The Lily s’est donc fixé comme deuxième objectif de construire une identité de marque reconnaissable instantanément, toutes plateformes confondues. Pour gagner en visibilité, chaque contenu possède son imaginaire très spécifique. Mais il doit suivre des codes élaborés à partir d’une multitude d’expérimentations et de feedbacks venu de l’interne et des lectrices. L’équipe collabore ainsi avec de nombreux illustrateurs, et un directeur artistique a été spécialement embauché pour développer et assurer une certaine cohérence.

« Ce qui marche ? La simplicité, sans trop de chichi, explique la rédactrice en chef. Il y a énormément de couleurs sur les réseaux, mais pas d’identité. On a misé alors sur le noir et blanc, avec des touches de bleu, une couleur opposée au rose traditionnel féminin. Et pour recréer cette sensation de proximité, nous dessinons directement sur les photos. » Et ce qui n’avait pas marché ? « L’utilisation de cadres, trop de couleurs et les grandes icônes ».

Le style rédactionnel est également un élément à ne pas sous-estimer pour construire son identité. « On a regardé comment nos concurrents parlent à leur lectorat. Et on a décidé d’aller à l’envers de ce qui se faisait : pas d’emoji, on bannit les points d’exclamation et l’argot.
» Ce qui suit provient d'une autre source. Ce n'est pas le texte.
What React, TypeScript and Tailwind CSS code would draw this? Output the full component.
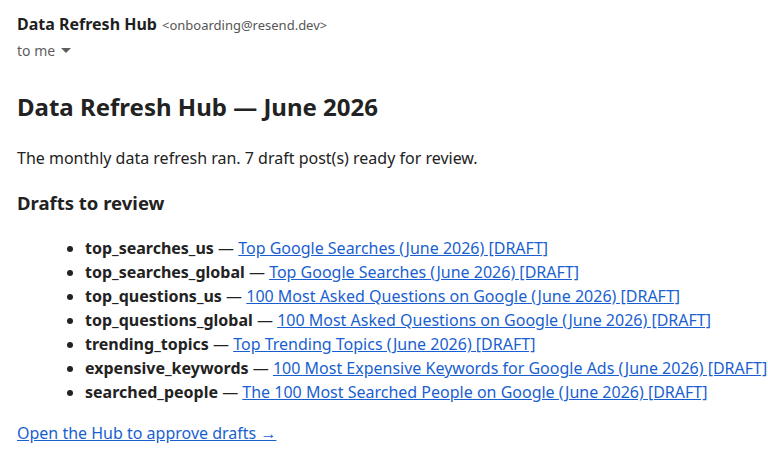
const drafts = [
  ["top_searches_us", "Top Google Searches (June 2026) [DRAFT]"],
  ["top_searches_global", "Top Google Searches (June 2026) [DRAFT]"],
  ["top_questions_us", "100 Most Asked Questions on Google (June 2026) [DRAFT]"],
  ["top_questions_global", "100 Most Asked Questions on Google (June 2026) [DRAFT]"],
  ["trending_topics", "Top Trending Topics (June 2026) [DRAFT]"],
  ["expensive_keywords", "100 Most Expensive Keywords for Google Ads (June 2026) [DRAFT]"],
  ["searched_people", "The 100 Most Searched People on Google (June 2026) [DRAFT]"],
];

const App = () => {
  return (
    <div className="w-[768px] h-[460px] overflow-hidden bg-white pl-[17px] pt-[12px] text-[#222]">
      <div className="font-['Roboto',sans-serif]">
        <div className="flex items-baseline gap-[5px]">
          <span className="text-[16px] font-bold text-[#1f1f1f]">Data Refresh Hub</span>
          <span className="text-[13px] text-[#555]">&lt;onboarding@resend.dev&gt;</span>
        </div>
        <div className="flex items-center gap-[6px] text-[14px] text-[#5e5e5e] mt-[4px]">
          to me
          <svg width="10" height="6" viewBox="0 0 10 6">
            <path d="M0 0h10L5 5z" fill="#5e5e5e" />
          </svg>
        </div>
      </div>
      <div className="font-['Liberation_Sans',Arial,sans-serif]">
        <h1 className="text-[24px] font-bold mt-[31px] leading-[30px]">Data Refresh Hub — June 2026</h1>
        <p className="text-[16px] mt-[26px] leading-[20px]">
          The monthly data refresh ran. 7 draft post(s) ready for review.
        </p>
        <h2 className="text-[18.5px] font-bold mt-[23px] leading-[24px]">Drafts to review</h2>
        <ul className="list-disc pl-[68px] mt-[21px] text-[16px] leading-[24px]">
          {drafts.map(([k, t]) => (
            <li key={k}>
              <b>{k}</b> — <a href="#" className="text-[#1a5fd0] underline">{t}</a>
            </li>
          ))}
        </ul>
        <a href="#" className="block mt-[19px] text-[16px] text-[#1a5fd0] underline leading-[20px]">
          Open the Hub to approve drafts →
        </a>
      </div>
    </div>
  );
};

export default App;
On évite également certains mots, trop sombres, et nous voulons parler de manière la plus normale possible », explique Amy King.

Utiliser Instagram pour expérimenter

Un site internet, une application, une newsletter primée, des comptes sur les réseaux sociaux à foison. The Lily mise sur une visibilité impactante et 360°, et s’adapte aux contraintes et potentiels de chacune de ces plateformes. Comme développer des visuels spécifiques pour Apple New pour être mieux référencé.

Mais un réseau social remporte l’adhésion de la rédaction, Instagram. « C’est notre plateforme préférée pour expérimenter, admet Amy King. On y développe des projets spécifiques, comme des diaporamas, des stories, des BD. Cela ne demande pas des compétences artistiques et des efforts incroyables, c’est même faisable depuis son téléphone portable. »

Les 10 commandements de The Lily

  1. Vous lancez quelque chose de nouveau ? Montrez ce à quoi cela peut ressembler. Et n’hésitez pas à impliquer dès le début la partie créative, même si la forme changera drastiquement à la fin.
  2. Préparez des directives claires et constantes au niveau du design pour augmenter votre visibilité sur les plateformes.
  3. Centrez-vous sur les choses « qui sont à vous », qui vous distinguent, vous serez reconnus pour cela.
  4. Des journalistes aux éditeurs en passant par les community managers, votre équipe doit comprendre l’importance d’avoir une stratégie visuelle claire.
  5. Instagram, Snapchat, YouTube, etc. sont des plateformes orientées sur l’image. Un directeur artistique doit être un élément important pour diriger votre équipe.
  6. La « voix » de votre Instagram doit être identique à celle de votre newsletter.
  7. Les « vrais » humains reconnaissent vos efforts.
  8. Il n’est pas nécessaire d’être lourdement équipé sur le plan technique pour créer des visuels beaux ou intéressants.
  9. Le public veut se connecter en dehors d’Internet. N’hésitez pas à organiser des événements, développez des objets à la vente pour créer ce lien.
  10. Planifiez des journées hors rédaction pour permettre à l’équipe de se ressourcer.